The idea of commercial and retail rent regulation has been bouncing around City Hall for 30 years. Once again this is being propped up and tweaked as if it’s a new concept to save “mom and pop” retail stores. Despite its good intentions to protect small businesses, the legislation hasn’t passed in all these years.
Why? Because it’s a bad idea.
But now that it has resurfaced—besides being challenged as discriminating and unconstitutional—the new bill will have several unintended consequences, harming new business expansion, consumers, building owners and the city at large.
The legislation pending in the City Council’s Committee on Small Business would restrict commercial rent increases by sending rent disputes to arbitration. So even if an existing tenant is struggling with its business model, the tenant can effectively break its lease and insist upon arbitration.
But even under these conditions the tenant can still reject the new rent levels set by the arbitrator, and the building owner cannot summarily evict the tenant. Instead, before signing a new tenant, the landlord would be forced to offer the existing tenant the same new agreement, as a right of first refusal.
Both the New York City Bar Association and Real Estate Board of New York have determined that the City Council doesn’t have the authority to impose commercial rent control, and if the legislation is approved it would be subject to legal challenges.
On a larger scale, our city’s economy depends on productivity and growth.
Rather than being forced to innovate its business model, or, if necessary, fold its business, the tenant would be empowered to bypass the standard Darwinian principals of adaptation to market conditions and impose undue control over the landlord, even though the tenant has in actuality violated the original lease agreement.
In addition, if a successful retailer with a thriving business model is restricted from expanding or effectively relocating because other spaces are being artificially controlled, their natural growth will be stifled.
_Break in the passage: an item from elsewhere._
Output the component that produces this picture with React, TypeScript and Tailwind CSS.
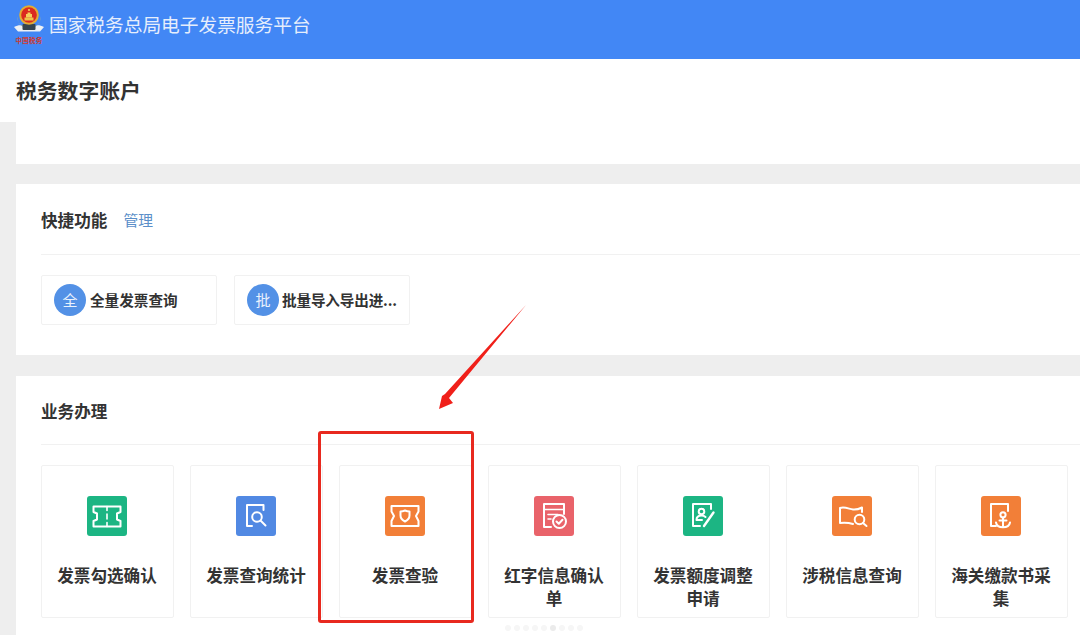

As a result, new and creative business expansion would be discouraged, threatening the vitality and economy of New York City and the future of its worldwide stature of being the retail capital of the world. Instead of patronizing cutting-edge and vibrant stores and restaurants, consumers would be stuck with dinosaurs like the local DVD store or typewriter repair shop.
The landlord, who in many cases is also a smaller, mom-and-pop-type owner, most likely wouldn’t be able to raise the rent for these spaces and attract a startup or growing business that would better serve its building—and the local community.
To be clear, no one is attacking “mom and pop” retailers—rather, all this column is doing is making a call for an efficient, free-market system that rewards profitable, well-run businesses.
Plus, there’s another dubious side to the proposed legislation where the potential for profit would exist for the tenant, but not for the building’s owner. If a video store isn’t profitable, and the tenant can’t make rent payments, the tenant could sublet its space, profiting from the shadow market at the landlord’s expense.
Meanwhile, these same tenants could enjoy a windfall because they would be able sell their businesses for a much higher value—since they enjoy artificially low rents—providing buyers with substantial growth potential.
Additionally, if building owners aren’t permitted to attract the highest rent and best use for their properties, their ability to pay real estate taxes—which make up nearly 40 percent of the city’s entire tax base—will be impeded as will their ability to maintain, renovate and reinvest in their buildings.
Another point to consider: If, for example, a major retail chain (which is not a tenant that proponents of this bill would like to see protected) is in possession of a space that it has outgrown or no longer works financially, it will have no incentive to relocate or close if it is protected at the lower rent.
Consequently, even a well-run “mom and pop” retailer under the same conditions would likely become stymied, if not crippled, as it would be unable to draw from a pool of corporate funds designed to assist the larger business model.
In the end, (fairness issues aside) using commercial rent regulations as a tool to protect unprofitable businesses would harm those it was intended to protect. Once again, and as many before have concluded, this is still a bad idea.
Adelaide Polisinelli is a principal and senior managing director at Eastern Consolidated.